連日徹夜で撮影中の高視聴率ドラマ『パリの恋人』


 先月30日、ソウル市・鍾路(チョンノ)区・昌信(チャンシン)洞。SBSテレビの特別企画ドラマ『パリの恋人』でカン・テヨン(キム・ジョンウン扮す)の家として登場する屋上の部屋。

 午後4時20分。この場所でテヨンに愛を告白したユン・スヒョク(イ・ドンゴン扮す)が、ハン・ギジュ(朴新陽(パク・ シニャン)扮す)をテヨンの家に呼んで彼女に対する自分の想いを気づかせようとする。テヨンの家から荷物を運び出した翌日に訪れ、「僕の心はここにある」と言うスヒョクの言葉を聞いてテヨンが驚くというシーンを撮影していた。

 本来シナリオにはテヨンが声を荒げるとあったが、テヨンがスヒョクを慰めるシーンに変わった。これについてシン・ウチョル監督は「シナリオ通りにいけば、非常に暗い雰囲気になると心配して明るいトーンに変えた」と説明した。

 長編ドラマを初めて演出するシン監督は、初打席からいきなり場外ホームランを打ったような快挙を成し遂げている。パク・マンチャン照明監督とモニターに見入って演技の指示を出すシン監督は、「ドラマは人気があるが、現場ではそれを実感する暇がない」と語った。

 屋上の部屋でのシーンをすべて撮り終えたキム・ジョンウンは「今朝まで42時間連続して撮影をした。
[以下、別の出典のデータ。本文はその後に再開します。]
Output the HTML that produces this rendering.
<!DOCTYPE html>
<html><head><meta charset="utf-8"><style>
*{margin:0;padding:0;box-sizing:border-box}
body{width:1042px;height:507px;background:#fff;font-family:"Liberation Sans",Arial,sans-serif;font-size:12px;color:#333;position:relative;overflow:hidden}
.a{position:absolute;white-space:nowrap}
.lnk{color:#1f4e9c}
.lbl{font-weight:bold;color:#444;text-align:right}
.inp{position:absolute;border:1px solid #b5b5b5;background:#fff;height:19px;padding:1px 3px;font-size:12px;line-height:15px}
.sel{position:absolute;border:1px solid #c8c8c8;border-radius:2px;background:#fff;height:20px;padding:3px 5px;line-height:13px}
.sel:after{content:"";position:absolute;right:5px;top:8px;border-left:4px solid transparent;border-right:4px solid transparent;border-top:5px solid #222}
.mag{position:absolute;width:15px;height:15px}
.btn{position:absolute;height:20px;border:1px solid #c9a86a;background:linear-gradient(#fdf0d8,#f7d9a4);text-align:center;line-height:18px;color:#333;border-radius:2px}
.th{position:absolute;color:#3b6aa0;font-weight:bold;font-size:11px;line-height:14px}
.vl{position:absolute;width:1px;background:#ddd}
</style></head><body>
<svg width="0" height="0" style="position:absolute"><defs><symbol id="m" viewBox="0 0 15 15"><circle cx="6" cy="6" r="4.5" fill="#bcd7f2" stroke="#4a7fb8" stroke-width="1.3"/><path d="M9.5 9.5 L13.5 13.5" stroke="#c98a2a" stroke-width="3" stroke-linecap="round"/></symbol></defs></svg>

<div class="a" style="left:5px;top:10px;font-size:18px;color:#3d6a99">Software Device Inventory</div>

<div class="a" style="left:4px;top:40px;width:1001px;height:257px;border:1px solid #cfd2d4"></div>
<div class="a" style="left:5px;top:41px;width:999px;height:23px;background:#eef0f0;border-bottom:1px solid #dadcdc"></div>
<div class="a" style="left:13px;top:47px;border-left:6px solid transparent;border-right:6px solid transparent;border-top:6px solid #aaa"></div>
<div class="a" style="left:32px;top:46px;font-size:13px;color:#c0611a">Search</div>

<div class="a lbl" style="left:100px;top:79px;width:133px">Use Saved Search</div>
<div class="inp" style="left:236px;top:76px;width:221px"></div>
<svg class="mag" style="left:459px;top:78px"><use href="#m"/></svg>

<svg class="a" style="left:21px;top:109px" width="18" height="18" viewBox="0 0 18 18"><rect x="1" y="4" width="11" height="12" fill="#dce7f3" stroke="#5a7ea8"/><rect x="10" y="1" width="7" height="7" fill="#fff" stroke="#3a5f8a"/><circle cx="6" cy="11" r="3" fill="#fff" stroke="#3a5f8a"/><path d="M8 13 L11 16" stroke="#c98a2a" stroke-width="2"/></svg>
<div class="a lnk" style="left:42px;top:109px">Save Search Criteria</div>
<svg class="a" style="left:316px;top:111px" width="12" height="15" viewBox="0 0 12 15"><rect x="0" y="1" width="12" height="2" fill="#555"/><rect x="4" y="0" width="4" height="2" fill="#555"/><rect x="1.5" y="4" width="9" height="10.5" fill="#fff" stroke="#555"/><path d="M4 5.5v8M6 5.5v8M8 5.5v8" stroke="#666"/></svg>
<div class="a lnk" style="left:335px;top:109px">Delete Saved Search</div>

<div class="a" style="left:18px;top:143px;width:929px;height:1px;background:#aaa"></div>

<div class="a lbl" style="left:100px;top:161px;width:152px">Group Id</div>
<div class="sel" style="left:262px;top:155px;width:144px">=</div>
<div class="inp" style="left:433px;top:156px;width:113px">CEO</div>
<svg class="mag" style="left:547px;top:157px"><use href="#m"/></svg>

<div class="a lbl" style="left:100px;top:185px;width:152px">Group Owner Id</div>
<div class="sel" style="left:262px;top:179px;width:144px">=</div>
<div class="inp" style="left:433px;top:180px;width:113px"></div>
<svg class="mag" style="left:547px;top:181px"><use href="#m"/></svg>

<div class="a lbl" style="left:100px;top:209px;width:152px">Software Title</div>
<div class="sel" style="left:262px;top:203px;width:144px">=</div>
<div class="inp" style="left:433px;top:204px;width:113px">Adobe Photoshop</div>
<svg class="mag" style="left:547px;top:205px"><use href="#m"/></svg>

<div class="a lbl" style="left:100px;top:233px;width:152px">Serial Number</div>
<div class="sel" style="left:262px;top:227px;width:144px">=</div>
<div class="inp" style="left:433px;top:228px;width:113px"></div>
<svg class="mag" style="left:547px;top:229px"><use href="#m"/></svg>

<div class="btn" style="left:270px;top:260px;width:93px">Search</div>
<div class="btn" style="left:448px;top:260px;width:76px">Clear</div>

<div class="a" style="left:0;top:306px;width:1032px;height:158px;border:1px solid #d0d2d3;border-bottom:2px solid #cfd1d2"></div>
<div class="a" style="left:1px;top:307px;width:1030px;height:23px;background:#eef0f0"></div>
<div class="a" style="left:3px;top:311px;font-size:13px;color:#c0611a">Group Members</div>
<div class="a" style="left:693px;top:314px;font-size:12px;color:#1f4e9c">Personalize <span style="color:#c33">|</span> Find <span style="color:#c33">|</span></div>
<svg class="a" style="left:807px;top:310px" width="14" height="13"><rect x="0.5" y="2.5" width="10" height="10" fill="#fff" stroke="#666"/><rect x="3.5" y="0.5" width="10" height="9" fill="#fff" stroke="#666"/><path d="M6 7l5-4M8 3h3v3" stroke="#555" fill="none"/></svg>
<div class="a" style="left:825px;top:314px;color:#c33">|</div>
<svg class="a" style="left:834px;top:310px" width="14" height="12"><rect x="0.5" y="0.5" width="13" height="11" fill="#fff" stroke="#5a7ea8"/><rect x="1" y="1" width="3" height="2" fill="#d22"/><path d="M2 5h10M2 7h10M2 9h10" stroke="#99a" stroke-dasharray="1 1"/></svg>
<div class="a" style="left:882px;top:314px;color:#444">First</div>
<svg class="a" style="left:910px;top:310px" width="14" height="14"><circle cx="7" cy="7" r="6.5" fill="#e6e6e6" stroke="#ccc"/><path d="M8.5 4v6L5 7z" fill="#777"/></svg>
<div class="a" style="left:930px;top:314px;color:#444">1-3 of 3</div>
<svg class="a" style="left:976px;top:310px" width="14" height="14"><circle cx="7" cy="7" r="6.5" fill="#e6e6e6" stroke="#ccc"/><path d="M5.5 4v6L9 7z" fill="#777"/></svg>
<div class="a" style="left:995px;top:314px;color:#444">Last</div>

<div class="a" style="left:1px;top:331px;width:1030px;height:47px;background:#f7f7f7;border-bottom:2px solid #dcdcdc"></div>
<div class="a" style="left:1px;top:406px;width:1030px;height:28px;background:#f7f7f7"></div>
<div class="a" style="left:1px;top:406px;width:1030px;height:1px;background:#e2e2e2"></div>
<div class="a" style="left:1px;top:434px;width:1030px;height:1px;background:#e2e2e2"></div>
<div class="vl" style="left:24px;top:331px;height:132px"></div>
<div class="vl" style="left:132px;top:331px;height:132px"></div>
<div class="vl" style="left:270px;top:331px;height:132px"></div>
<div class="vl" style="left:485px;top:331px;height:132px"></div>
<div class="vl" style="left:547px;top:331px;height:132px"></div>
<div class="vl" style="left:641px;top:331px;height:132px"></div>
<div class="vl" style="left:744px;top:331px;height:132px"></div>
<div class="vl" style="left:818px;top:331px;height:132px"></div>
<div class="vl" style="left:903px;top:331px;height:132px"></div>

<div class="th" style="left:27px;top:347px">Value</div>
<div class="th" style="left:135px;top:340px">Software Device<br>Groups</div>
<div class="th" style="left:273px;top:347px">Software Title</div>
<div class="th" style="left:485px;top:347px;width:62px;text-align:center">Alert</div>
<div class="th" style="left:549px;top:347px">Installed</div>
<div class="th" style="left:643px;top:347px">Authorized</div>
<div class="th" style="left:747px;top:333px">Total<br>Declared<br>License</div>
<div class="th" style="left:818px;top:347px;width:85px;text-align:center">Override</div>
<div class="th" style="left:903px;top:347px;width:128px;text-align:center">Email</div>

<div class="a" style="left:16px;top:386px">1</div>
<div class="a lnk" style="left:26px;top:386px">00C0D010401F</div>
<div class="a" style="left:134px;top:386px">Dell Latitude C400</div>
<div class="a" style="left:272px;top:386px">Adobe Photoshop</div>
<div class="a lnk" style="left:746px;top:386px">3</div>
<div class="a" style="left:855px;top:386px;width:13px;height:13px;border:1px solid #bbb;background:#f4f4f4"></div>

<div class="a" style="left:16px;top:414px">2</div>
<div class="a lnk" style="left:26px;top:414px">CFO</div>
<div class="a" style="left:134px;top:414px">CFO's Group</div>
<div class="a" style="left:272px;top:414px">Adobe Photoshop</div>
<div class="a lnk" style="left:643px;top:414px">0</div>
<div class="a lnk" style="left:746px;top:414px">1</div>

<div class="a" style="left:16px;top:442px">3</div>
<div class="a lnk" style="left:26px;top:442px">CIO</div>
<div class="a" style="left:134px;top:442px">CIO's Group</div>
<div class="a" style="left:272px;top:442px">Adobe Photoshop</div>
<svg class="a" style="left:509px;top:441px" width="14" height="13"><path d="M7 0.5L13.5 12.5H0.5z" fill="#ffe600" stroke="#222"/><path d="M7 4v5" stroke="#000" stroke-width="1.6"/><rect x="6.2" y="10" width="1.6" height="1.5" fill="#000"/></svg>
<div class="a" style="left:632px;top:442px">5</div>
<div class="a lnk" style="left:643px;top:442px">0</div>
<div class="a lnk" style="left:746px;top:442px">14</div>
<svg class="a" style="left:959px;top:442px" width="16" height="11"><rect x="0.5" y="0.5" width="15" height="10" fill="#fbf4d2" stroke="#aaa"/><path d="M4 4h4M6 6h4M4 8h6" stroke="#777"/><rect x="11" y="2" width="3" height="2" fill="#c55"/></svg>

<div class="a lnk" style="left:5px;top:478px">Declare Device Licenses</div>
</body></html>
今夜も炭峴(タンヒョン)スタジオで撮影した後、昨日すべて終わらなかったプールでのシーンを撮る予定で、いつ終わるか分からない」と溜息をついた。

 キム・ジョンウンは「ここで倒れたら、このドラマはどうなるのかと、自分に言い聞かせて堪えているが、視聴率がパワーの源になっているのも事実」と語った。超ハードスケジュールに耐える朴新陽も同様に「何も考えずに惰性で撮影しているようで、それが一番心配」と語った。
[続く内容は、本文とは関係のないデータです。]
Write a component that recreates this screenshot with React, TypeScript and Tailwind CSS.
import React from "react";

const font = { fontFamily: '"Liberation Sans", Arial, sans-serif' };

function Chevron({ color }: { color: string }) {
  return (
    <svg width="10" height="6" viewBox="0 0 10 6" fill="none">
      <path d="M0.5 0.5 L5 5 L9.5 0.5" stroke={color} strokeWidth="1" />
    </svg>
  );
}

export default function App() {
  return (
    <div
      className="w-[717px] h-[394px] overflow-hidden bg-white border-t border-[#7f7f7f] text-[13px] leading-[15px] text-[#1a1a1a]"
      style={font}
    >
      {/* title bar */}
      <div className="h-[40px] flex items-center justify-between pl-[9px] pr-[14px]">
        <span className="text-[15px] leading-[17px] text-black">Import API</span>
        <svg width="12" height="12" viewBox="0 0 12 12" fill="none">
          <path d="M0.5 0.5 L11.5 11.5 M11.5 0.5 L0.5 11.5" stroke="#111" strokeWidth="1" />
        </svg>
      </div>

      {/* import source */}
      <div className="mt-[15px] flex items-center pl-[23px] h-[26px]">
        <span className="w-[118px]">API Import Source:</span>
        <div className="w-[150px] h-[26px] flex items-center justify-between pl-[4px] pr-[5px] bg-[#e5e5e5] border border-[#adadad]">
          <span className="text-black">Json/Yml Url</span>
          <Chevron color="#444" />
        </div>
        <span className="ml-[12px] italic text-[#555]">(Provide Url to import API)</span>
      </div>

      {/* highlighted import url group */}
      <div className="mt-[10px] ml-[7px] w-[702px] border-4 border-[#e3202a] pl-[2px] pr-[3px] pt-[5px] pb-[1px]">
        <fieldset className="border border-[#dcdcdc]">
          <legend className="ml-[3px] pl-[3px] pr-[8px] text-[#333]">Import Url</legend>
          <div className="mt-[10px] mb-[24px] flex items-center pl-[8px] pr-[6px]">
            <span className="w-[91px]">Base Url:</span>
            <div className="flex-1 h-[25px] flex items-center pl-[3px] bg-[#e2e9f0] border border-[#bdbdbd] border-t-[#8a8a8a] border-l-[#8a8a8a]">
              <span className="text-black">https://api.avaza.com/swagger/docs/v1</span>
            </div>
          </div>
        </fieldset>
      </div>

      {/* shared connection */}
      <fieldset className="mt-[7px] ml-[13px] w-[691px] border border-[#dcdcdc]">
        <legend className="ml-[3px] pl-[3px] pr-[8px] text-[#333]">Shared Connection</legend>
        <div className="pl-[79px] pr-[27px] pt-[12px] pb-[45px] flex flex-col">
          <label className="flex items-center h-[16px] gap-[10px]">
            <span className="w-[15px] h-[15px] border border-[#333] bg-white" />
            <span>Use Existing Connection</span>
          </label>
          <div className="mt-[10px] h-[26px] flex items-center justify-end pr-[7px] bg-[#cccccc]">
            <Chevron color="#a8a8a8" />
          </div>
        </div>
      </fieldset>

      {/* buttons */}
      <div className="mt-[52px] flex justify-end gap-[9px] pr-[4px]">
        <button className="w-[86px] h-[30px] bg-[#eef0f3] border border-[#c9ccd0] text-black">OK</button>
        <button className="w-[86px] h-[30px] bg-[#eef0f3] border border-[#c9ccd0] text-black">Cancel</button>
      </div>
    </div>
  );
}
 ハードなドラマ制作事情は、最近では視聴者も良く知っている。それでも視聴率が上がれば、現場の雰囲気は良くなる。

 朴新陽がキム・ジョンウンを「とても柔軟な演技力を持っていて動きに対する反応のバリエーションが多い」と誉めると、キム・ジョンウンはむしろ朴新陽のお陰だと、こう語った。
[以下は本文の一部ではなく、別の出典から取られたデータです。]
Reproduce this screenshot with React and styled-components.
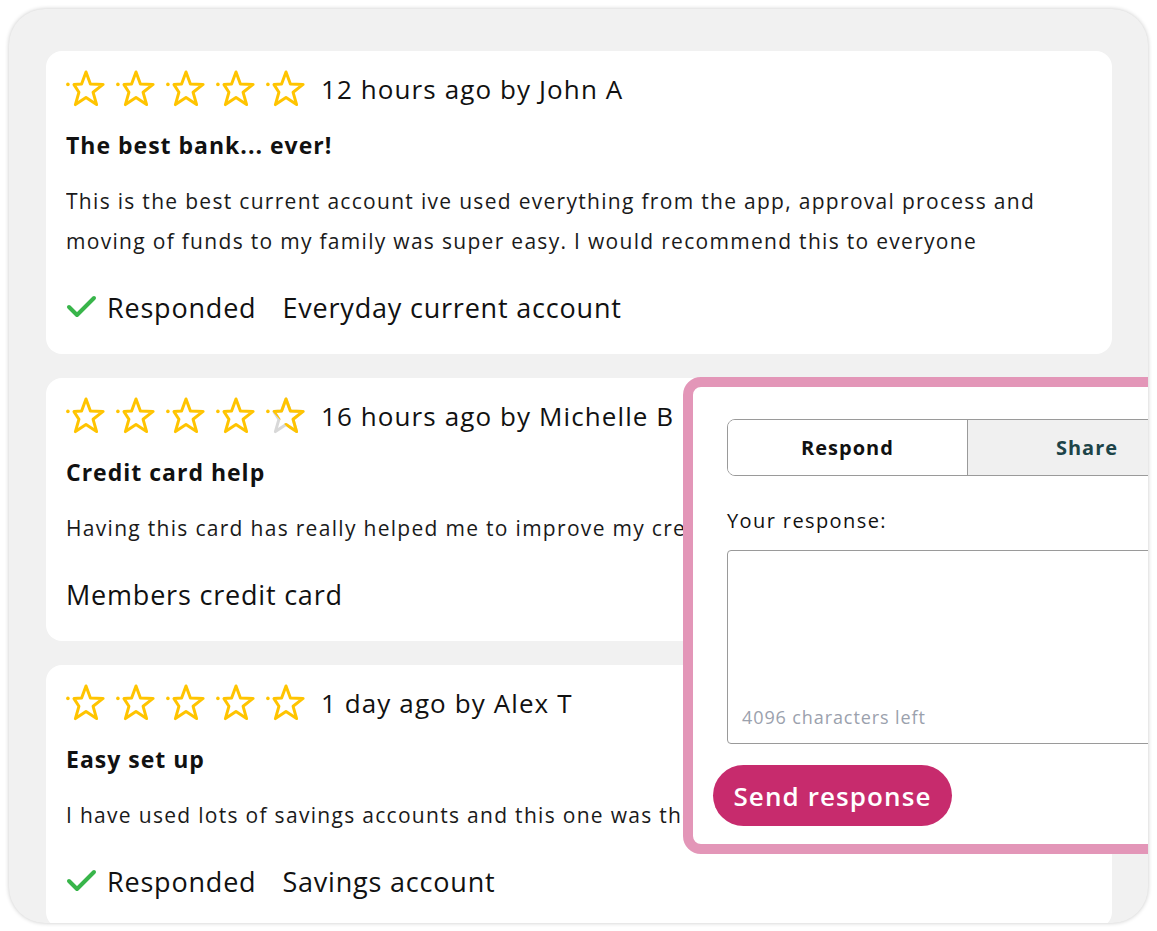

 「新陽さんには存在感があります。カリスマのある人が守ってくれるので、安心して自由に演じられます。アドリブは私一人でやっているわけではありません。新陽さんと十分に話し合ってから演じるので、多くのことを学んでいます」

 この日のロケ現場には多くの女子高生や近所の主婦が集まり、黒山の人だかりとなった。あるスタッフは「他の撮影チームはMBCが建てたこの屋上の部屋で撮影をして近所の主婦とトラブルになったと言うが、このドラマの撮影が始まると主婦の皆さんの表情が明るくなる」と、ドラマ人気を何気なく自慢した。